Here are some examples of what it currently produces. As you can see, it's not quite right, but getting closer.

Inputs:

x
-f^(-2)
(1/7)x^(1/7) + 5
πx^e
(f+1)^(-1)

Outputs:

∫(x)dx = x^(2)/2 + C
∫(-f^(-2))df = f^(-1) + C
∫((1/7)x^(1/7) + 5)dx = x^(8/7)/8 + 5x + C
∫(πx^(e))dx = (πx^(e+1))/(e+1) + C
Cannot integrate (f+1)^(-1)

Answer 2

Mathematica 478 * 0.9 = 430.2

φ=(α=ToExpression;Π=StringReplace;σ="Cannot integrate "<>#1;Λ=DeleteDuplicates@StringCases[#1,RegularExpression["[a-df-zA-Z]+"]];μ=Length@Λ;If[μ>1,σ,If[μ<1,Λ="x",Λ=Λ[[1]]];Ψ=α@Π[#1,{"e"->" E ","π"->" π "}];Φ=α@Λ;Θ=α@Π[#1,{"e"->" 2 ","π"->" 2 "}];λ=Exponent[Θ,Φ,List];Θ=Simplify[Θ*Φ^Max@@Abs@λ];Θ=PowerExpand[Θ/.Φ->Φ^LCM@@Denominator@λ];If[Coefficient[Ψ,Φ,-1]==0&&PolynomialQ[Θ,Φ],"∫("<>#1<>")d"<>Λ<>" = "<>Π[ToString[Integrate[Ψ,Φ],InputForm],{"E"->"e","Pi"->"π"}]<>" + C",σ]])&

This creates a true function φ that takes one String as Input. (Does that count as complete program for Mathematica?)

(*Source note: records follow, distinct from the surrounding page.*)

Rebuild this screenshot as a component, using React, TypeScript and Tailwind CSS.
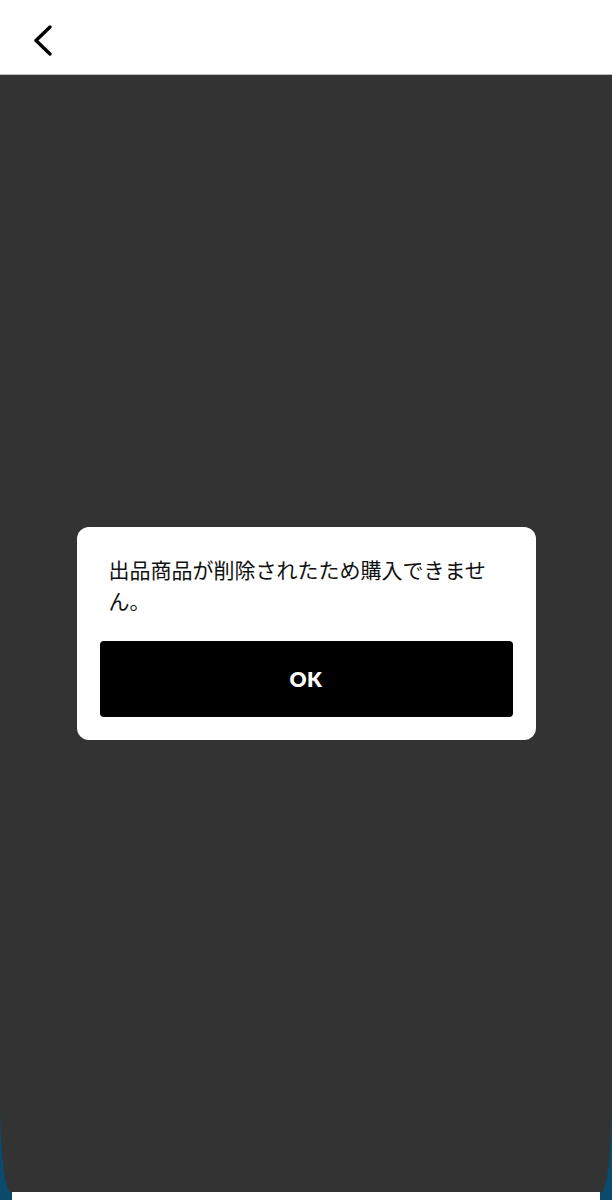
import React from "react";

export default function App() {
  return (
    <div className="w-[612px] h-[1200px] bg-[#0b4a6b] flex flex-col overflow-hidden font-['Noto_Sans_CJK_JP',sans-serif]">
      <header className="h-[75px] shrink-0 bg-white flex items-center pl-[32px] border-b border-[#bdbdbd]">
        <svg width="22" height="32" viewBox="0 0 22 32" fill="none" className="mt-[8px]">
          <polyline points="18,2 4,15.5 18,29" stroke="black" strokeWidth="3.4" strokeLinecap="round" strokeLinejoin="round" />
        </svg>
      </header>

      <main className="flex-1 bg-[#333333] rounded-b-[11px_95px] flex items-center justify-center">
        <div className="w-[459px] bg-white rounded-[12px] pt-[27px] pb-[23px] px-[23px]">
          <p className="px-[9px] text-[21px] leading-[31px] text-[#111] font-['Noto_Sans_CJK_JP',sans-serif]">
            出品商品が削除されたため購入できません。
          </p>
          <button className="mt-[25px] w-full h-[76px] bg-black rounded-[4px] text-white text-[21px] font-extrabold font-['Lato',sans-serif] tracking-[0.5px]">
            OK
          </button>
        </div>
      </main>

      <div className="h-[8px] shrink-0 bg-white mx-[12px]" />
    </div>
  );
}
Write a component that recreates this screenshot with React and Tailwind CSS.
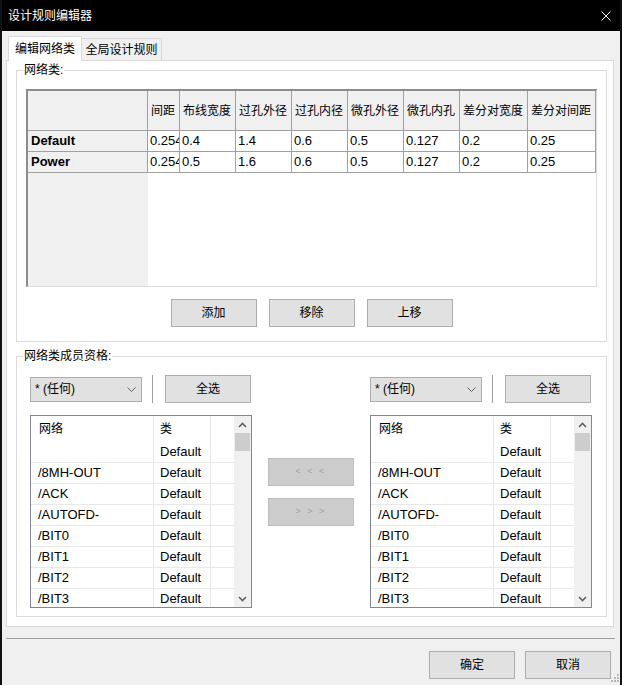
import React from 'react';

const headerCols = [
  { label: '间距', w: 'w-[32px]' },
  { label: '布线宽度', w: 'w-[56px]' },
  { label: '过孔外径', w: 'w-[56px]' },
  { label: '过孔内径', w: 'w-[56px]' },
  { label: '微孔外径', w: 'w-[56px]' },
  { label: '微孔内孔', w: 'w-[56px]' },
  { label: '差分对宽度', w: 'w-[68px]' },
  { label: '差分对间距', w: 'w-[68px]' },
];

const classRows = [
  { name: 'Default', values: ['0.254', '0.4', '1.4', '0.6', '0.5', '0.127', '0.2', '0.25'] },
  { name: 'Power', values: ['0.254', '0.5', '1.6', '0.6', '0.5', '0.127', '0.2', '0.25'] },
];

const nets = ['', '/8MH-OUT', '/ACK', '/AUTOFD-', '/BIT0', '/BIT1', '/BIT2', '/BIT3'];

function SmallChevron({ up }) {
  return (
    <svg width="9" height="6" viewBox="0 0 9 6">
      <path
        d={up ? 'M1 5 L4.5 1.5 L8 5' : 'M1 1 L4.5 4.5 L8 1'}
        fill="none"
        stroke="#606060"
        strokeWidth="1.6"
      />
    </svg>
  );
}

function Button({ children, className = '' }) {
  return (
    <div className={`w-[86px] h-[28px] border border-[#adadad] bg-[#e1e1e1] flex items-center justify-center text-[12px] ${className}`}>
      {children}
    </div>
  );
}

function ClassTable() {
  return (
    <div className="w-[571px] h-[198px] flex flex-col bg-white border-t-2 border-l-2 border-r border-b border-[#8c8c8c] border-r-[#dcdcdc] border-b-[#dcdcdc]">
      <div className="flex h-[40px] shrink-0">
        <div className="w-[120px] bg-[#f0f0f0] border-r border-b border-[#a0a0a0]" />
        {headerCols.map((c) => (
          <div
            key={c.label}
            className={`${c.w} bg-[#f0f0f0] border-r border-b border-[#a0a0a0] flex items-center pl-[3px] text-[12px] whitespace-nowrap overflow-hidden`}
          >
            {c.label}
          </div>
        ))}
      </div>
      {classRows.map((r) => (
        <div key={r.name} className="flex h-[21px] shrink-0">
          <div className="w-[120px] bg-[#f0f0f0] border-r border-b border-[#a0a0a0] flex items-center pl-[3px] text-[13px] font-bold">
            {r.name}
          </div>
          {r.values.map((v, i) => (
            <div
              key={i}
              className={`${headerCols[i].w} border-r border-b border-[#a0a0a0] flex items-center pl-[2px] text-[13px] whitespace-nowrap overflow-hidden`}
            >
              {v}
            </div>
          ))}
        </div>
      ))}
      <div className="flex flex-1">
        <div className="w-[120px] bg-[#f0f0f0]" />
        <div className="flex-1 bg-white" />
      </div>
    </div>
  );
}

function Combo() {
  return (
    <div className="w-[112px] h-[25px] border border-[#adadad] bg-[#e1e1e1] flex items-center justify-between pl-[4px] pr-[5px] text-[12px]">
      <span>* (任何)</span>
      <svg width="9" height="5" viewBox="0 0 9 5">
        <path d="M0.5 0.5 L4.5 4.5 L8.5 0.5" fill="none" stroke="#606060" strokeWidth="1" />
      </svg>
    </div>
  );
}

function NetList() {
  return (
    <div className="mt-[12px] w-[222px] h-[193px] border border-[#828790] bg-white flex overflow-hidden">
      <div className="flex-1 flex flex-col overflow-hidden">
        <div className="flex h-[26px] shrink-0 text-[12px]">
          <div className="w-[123px] border-r border-[#e5e5e5] pl-[8px] flex items-center">网络</div>
          <div className="w-[57px] border-r border-[#e5e5e5] pl-[6px] flex items-center">类</div>
          <div className="w-[22px]" />
        </div>
        {nets.map((n, i) => (
          <div key={i} className="flex h-[21px] shrink-0 border-b border-[#e8e8e8] text-[13px]">
            <div className="w-[123px] border-r border-[#e5e5e5] pl-[7px] flex items-center">{n}</div>
            <div className="w-[57px] border-r border-[#e5e5e5] pl-[6px] flex items-center">Default</div>
            <div className="w-[22px]" />
          </div>
        ))}
      </div>
      <div className="w-[17px] bg-[#f0f0f0] flex flex-col shrink-0">
        <div className="h-[17px] flex items-center justify-center">
          <SmallChevron up />
        </div>
        <div className="h-[18px] mx-[1px] bg-[#cdcdcd]" />
        <div className="flex-1" />
        <div className="h-[17px] flex items-center justify-center">
          <SmallChevron />
        </div>
      </div>
    </div>
  );
}

function MemberColumn() {
  return (
    <div className="w-[222px] flex flex-col">
      <div className="flex items-center h-[28px]">
        <Combo />
        <div className="ml-[10px] w-px h-[28px] bg-[#a0a0a0]" />
        <Button className="ml-[12px] h-[27px]">全选</Button>
      </div>
      <NetList />
    </div>
  );
}

export default function App() {
  return (
    <div className="relative w-[622px] h-[685px] overflow-hidden bg-[#f0f0f0] border-x-2 border-[#111111] text-black font-[family-name:'Liberation_Sans','Noto_Sans_CJK_SC',sans-serif]">
      {/* title bar */}
      <div className="h-[31px] bg-black flex items-center justify-between pl-[6px] pr-[9px]">
        <span className="text-white text-[12px]">设计规则编辑器</span>
        <svg width="10" height="10" viewBox="0 0 10 10">
          <path d="M0.5 0.5 L9.5 9.5 M9.5 0.5 L0.5 9.5" stroke="#ffffff" strokeWidth="1" />
        </svg>
      </div>

      {/* tabs */}
      <div className="mt-[5px] ml-[6px] h-[24px] flex items-end">
        <div className="relative z-10 w-[74px] h-[25px] -mb-px bg-white border-x border-t border-[#d9d9d9] flex items-center justify-center text-[12px]">
          编辑网络类
        </div>
        <div className="-ml-px w-[81px] h-[22px] border-x border-t border-[#d9d9d9] flex items-center justify-center text-[12px]">
          全局设计规则
        </div>
      </div>

      {/* tab panel */}
      <div className="ml-[4px] mr-[6px] border border-[#d9d9d9] bg-white pt-[1px] pl-[9px] pr-[6px] pb-[9px]">
        <fieldset className="border border-[#dcdcdc]">
          <legend className="ml-[6px] px-[1px] text-[12px] leading-[16px]">网络类:</legend>
          <div className="pt-[11px] px-[9px] pb-[14px] flex flex-col">
            <ClassTable />
            <div className="mt-[12px] flex justify-center gap-[12px]">
              <Button className="w-[85px]">添加</Button>
              <Button className="w-[85px]">移除</Button>
              <Button className="w-[85px]">上移</Button>
            </div>
          </div>
        </fieldset>

        <fieldset className="mt-[6px] border border-[#dcdcdc]">
          <legend className="ml-[6px] px-[1px] text-[12px] leading-[16px]">网络类成员资格:</legend>
          <div className="pt-[11px] pl-[13px] pr-[14px] pb-[8px] flex">
            <MemberColumn />
            <div className="w-[118px] pl-[16px] pt-[83px] flex flex-col gap-[12px]">
              <div className="w-[86px] h-[28px] border border-[#bfbfbf] bg-[#cccccc] flex items-center justify-center text-[9px] text-[#a0a0a0] tracking-[2px]">
                &lt; &lt; &lt;
              </div>
              <div className="w-[86px] h-[28px] border border-[#bfbfbf] bg-[#cccccc] flex items-center justify-center text-[9px] text-[#a0a0a0] tracking-[2px]">
                &gt; &gt; &gt;
              </div>
            </div>
            <MemberColumn />
          </div>
        </fieldset>
      </div>

      <div className="mt-[11px] ml-[4px] mr-[5px] h-px bg-[#a0a0a0]" />

      <div className="mt-[12px] flex justify-end gap-[10px] pr-[9px]">
        <Button>确定</Button>
        <Button>取消</Button>
      </div>

      {/* resize grip */}
      <svg className="absolute right-0 bottom-[2px]" width="10" height="10" viewBox="0 0 10 10">
        <rect x="7" y="1" width="2" height="2" fill="#b8b8b8" />
        <rect x="4" y="4" width="2" height="2" fill="#b8b8b8" />
        <rect x="7" y="4" width="2" height="2" fill="#b8b8b8" />
        <rect x="1" y="7" width="2" height="2" fill="#b8b8b8" />
        <rect x="4" y="7" width="2" height="2" fill="#b8b8b8" />
        <rect x="7" y="7" width="2" height="2" fill="#b8b8b8" />
      </svg>
    </div>
  );
}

The ungolfed version would be:

φ=(
    σ="Cannot integrate "<>#1;
    Λ=DeleteDuplicates@StringCases[#1,RegularExpression["[a-df-zA-Z]+"]];
    If[Length@Λ>1,σ,
        If[Length@Λ<1,Λ="x",Λ=Λ[[1]]];
        Ψ=ToExpression@StringReplace[#1,{"e"->" E ","π"->" π "}];
        Φ=ToExpression@Λ;
        Θ=ToExpression@StringReplace[#1,{"e"->" 2 ","π"->" 2 "}];
        λ=Exponent[Θ,Φ,List];
        Θ=Simplify[Θ*Φ^Max@@Abs@λ];
        Θ=PowerExpand[Θ/.Φ->Φ^LCM@@Denominator@λ];
        If[Coefficient[Ψ,Φ,-1]==0&&PolynomialQ[Θ,Φ],
            "∫("<>#1<>")d"<>Λ<>" = "<>StringReplace[ToString[Integrate[Ψ,Φ],InputForm],{"E"->"e","Pi"->"π"}]<>" + C",
            σ
        ]
    ]
)&

Note that the Greek letters are necessary to be able to use all the other letters in the input.